Watching them together, it’s hard to believe that Eggert and Stevens only met two weeks before filming. Recalled the actress, “It was kind of like a blind date, and we didn’t know if this would work or not, but it did work out very well. I’m very thankful, because my character wouldn’t exist without him in the way she does, and the other way around. We were really dependent on each other on the set and with developing these characters. He’s funny and serious at the same time, and a really nice actor to work with.”
Eggert does an excellent job bringing to life Alma’s internal struggle as her pragmatic self wrestles with her growing feelings for Tom. In a particularly poignant scene, she reveals how she feels her relationship with Tom is like a play, as she finds herself doing things like covering him up at night, knowing full well that he can’t feel warmth. But aren’t all relationships like plays, in a way?
“I think we all have these adaptive behaviors,” answered Eggert. She pointed out that we often find ourselves playing games in relationships. “We all have these strategies, so it’s not so very different from the programming of a robot… In the structure of behavior in relationships, you draw parallels.”

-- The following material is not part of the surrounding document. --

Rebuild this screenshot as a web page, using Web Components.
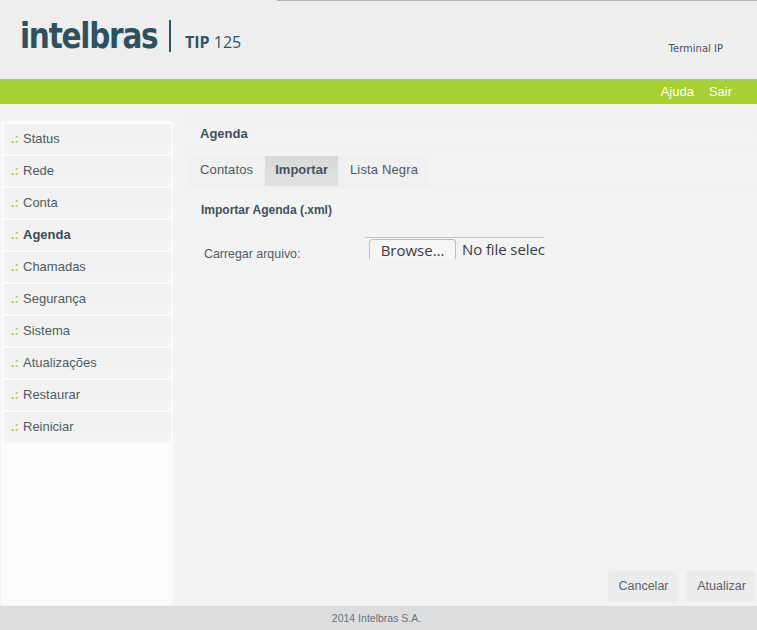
<!DOCTYPE html>
<html lang="pt">
<head>
<meta charset="utf-8">
<title>Agenda</title>
<style>
  html, body { margin: 0; height: 100%; }
  body {
    width: 757px;
    height: 630px;
    overflow: hidden;
    display: flex;
    flex-direction: column;
    font-family: "Liberation Sans", Arial, sans-serif;
    font-size: 13px;
    color: #47535c;
    background: #f3f3f3;
  }
</style>
</head>
<body>
<top-header></top-header>
<green-bar></green-bar>
<main-area>
  <side-menu>
    <menu-item>Status</menu-item>
    <menu-item>Rede</menu-item>
    <menu-item>Conta</menu-item>
    <menu-item active>Agenda</menu-item>
    <menu-item>Chamadas</menu-item>
    <menu-item>Segurança</menu-item>
    <menu-item>Sistema</menu-item>
    <menu-item>Atualizações</menu-item>
    <menu-item>Restaurar</menu-item>
    <menu-item>Reiniciar</menu-item>
  </side-menu>
  <content-pane>
    <span slot="title">Agenda</span>
    <tab-item slot="tabs" style="padding: 0 12px 3px 11px">Contatos</tab-item>
    <tab-item slot="tabs" active>Importar</tab-item>
    <tab-item slot="tabs" style="padding: 0 10px 3px 12px">Lista Negra</tab-item>
    <import-form></import-form>
    <action-button slot="actions">Cancelar</action-button>
    <action-button slot="actions">Atualizar</action-button>
  </content-pane>
</main-area>
<page-footer></page-footer>

<script>
// small helper, every element just stamps its html in an open shadow root
function makeElement(tag, html) {
  customElements.define(tag, class extends HTMLElement {
    constructor() {
      super();
      this.attachShadow({ mode: 'open' }).innerHTML = html;
    }
  });
}

makeElement('top-header', `
  <style>
    :host { display: flex; flex: none; height: 79px; background: #eeeeee; box-sizing: border-box; position: relative; }
    .topline { position: absolute; top: 0; left: 277px; right: 0; height: 1px; background: #b4b4b4; }
    .logo { display: flex; align-items: flex-start; padding: 20px 0 0 20px; flex: 1; }
    .name {
      font: 700 35px/32px "DejaVu Sans", sans-serif;
      color: #2c5261;
      letter-spacing: -1.5px;
      width: 149px;
      white-space: nowrap;
      transform: scaleX(0.845);
      transform-origin: left;
    }
    .divider { width: 2px; height: 32px; background: #2f5463; }
    .model { font: 400 16px/20px "Open Sans", sans-serif; color: #2f5463; margin: 12px 0 0 14px; }
    .model b { font-weight: 700; }
    .kind { font: 10px/12px "DejaVu Sans", sans-serif; color: #47535c; margin: 43px 34px 0 0; }
  </style>
  <div class="topline"></div>
  <div class="logo">
    <div class="name">intelbras</div>
    <div class="divider"></div>
    <div class="model"><b>TIP</b> 125</div>
  </div>
  <div class="kind">Terminal IP</div>
`);

makeElement('green-bar', `
  <style>
    :host { display: flex; flex: none; height: 25px; background: #a6d130; color: #fff; justify-content: flex-end; align-items: center; gap: 15px; padding-right: 25px; font-size: 13px; }
  </style>
  <span>Ajuda</span><span>Sair</span>
`);

makeElement('main-area', `
  <style>
    :host { display: flex; flex: 1; min-height: 0; gap: 16px; padding: 17px 2px 1px 1px; }
  </style>
  <slot></slot>
`);

makeElement('side-menu', `
  <style>
    :host { display: flex; flex-direction: column; flex: none; width: 172px; box-sizing: border-box; gap: 2px; padding: 3px 2px 0 3px; background: #fbfbfb; border-radius: 3px; }
  </style>
  <slot></slot>
`);

customElements.define('menu-item', class extends HTMLElement {
  constructor() {
    super();
    this.attachShadow({ mode: 'open' }).innerHTML = `
      <style>
        :host { display: flex; align-items: center; height: 30px; box-sizing: border-box; flex: none; padding: 0 0 2px 7px; border-radius: 2px; background: linear-gradient(#f1f1f1, #f4f4f4); color: #4f5a62; }
        :host([active]) { font-weight: 700; color: #3e4a55; }
        .dots { color: #b3ca62; font-weight: 700; width: 12px; font-size: 13px; }
      </style>
      <span class="dots">.:</span><slot></slot>
    `;
  }
});

makeElement('content-pane', `
  <style>
    :host { display: flex; flex-direction: column; flex: 1; min-width: 0; }
    .title { height: 27px; margin-top: -2px; box-sizing: border-box; padding: 6px 0 0 11px; line-height: 18px; font-weight: 700; color: #42505c; background: linear-gradient(#f1f1f1, #f5f5f5); border-bottom: 1px solid #f0f0f0; border-radius: 3px 3px 0 0; }
    .tabs { display: flex; height: 30px; margin-top: 10px; border-bottom: 2px solid #f0f0f0; }
    .body { flex: 1; min-height: 0; }
    .actions { display: flex; justify-content: flex-end; gap: 9px; margin-bottom: 3px; }
  </style>
  <div class="title"><slot name="title"></slot></div>
  <div class="tabs"><slot name="tabs"></slot></div>
  <div class="body"><slot></slot></div>
  <div class="actions"><slot name="actions"></slot></div>
`);

customElements.define('tab-item', class extends HTMLElement {
  constructor() {
    super();
    this.attachShadow({ mode: 'open' }).innerHTML = `
      <style>
        :host { display: flex; align-items: center; padding: 0 10px 3px 10px; background: #f0f0f0; color: #4f5a62; letter-spacing: 0.15px; }
        :host([active]) { background: linear-gradient(#d8d8d8, #e2e2e2); font-weight: 700; color: #47535c; letter-spacing: 0; }
      </style>
      <slot></slot>
    `;
  }
});

makeElement('import-form', `
  <style>
    :host { display: block; padding: 14px 0 0 12px; }
    h3 { margin: 0; font-size: 12px; line-height: 16px; font-weight: 700; color: #42505c; }
    .row { display: flex; margin-top: 19px; }
    label { width: 164px; padding: 9px 0 0 3px; box-sizing: border-box; font-size: 12.4px; line-height: 16px; color: #525c64; }
  </style>
  <h3>Importar Agenda (.xml)</h3>
  <div class="row">
    <label>Carregar arquivo:</label>
    <file-box></file-box>
  </div>
`);

// the file input in the shot is cut off by its box, so it is drawn by hand
makeElement('file-box', `
  <style>
    :host { display: flex; width: 179px; height: 22px; box-sizing: border-box; border-top: 1px solid #c4c4c4; padding: 1px 0 0 4px; font: 15px/20px "Open Sans", sans-serif; color: #3c3c3c; background: #f3f3f3; }
    .btn { flex: none; width: 87px; height: 20px; box-sizing: border-box; border: 1px solid #c0c0c0; border-bottom: 0; border-radius: 4px 4px 0 0; background: #f6f6f6; text-align: center; margin-right: 6px; line-height: 20px; }
    .txt { white-space: nowrap; letter-spacing: -0.1px; }
  </style>
  <div class="btn">Browse…</div>
  <div class="txt">No file selec</div>
`);

makeElement('action-button', `
  <style>
    :host { display: flex; align-items: center; justify-content: center; width: 69px; height: 31px; box-sizing: border-box; border-radius: 3px; background: #ececec; border: 1px solid #ededed; color: #5b646b; font-size: 12.5px; padding: 0 0 2px 2px; }
  </style>
  <slot></slot>
`);

makeElement('page-footer', `
  <style>
    :host { display: flex; flex: none; height: 24px; align-items: center; justify-content: center; background: #dcddde; color: #6d7377; font-size: 10.5px; padding-right: 4px; box-sizing: border-box; }
  </style>
  2014 Intelbras S.A.
`);
</script>
</body>
</html>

Watching “I’m You Man,” many will no doubt see the benefits in being partnered with a synthetic human programmed to meet (almost) all of their needs. But for those who find the idea off-putting, they are not alone, as Eggert admits that she could imagine not having a robot for a partner. “I couldn’t accept a robot being in front of me and knowing all these things about me. I would go mad.”
“I’m Your Man” releases Sept. 24 in select theaters.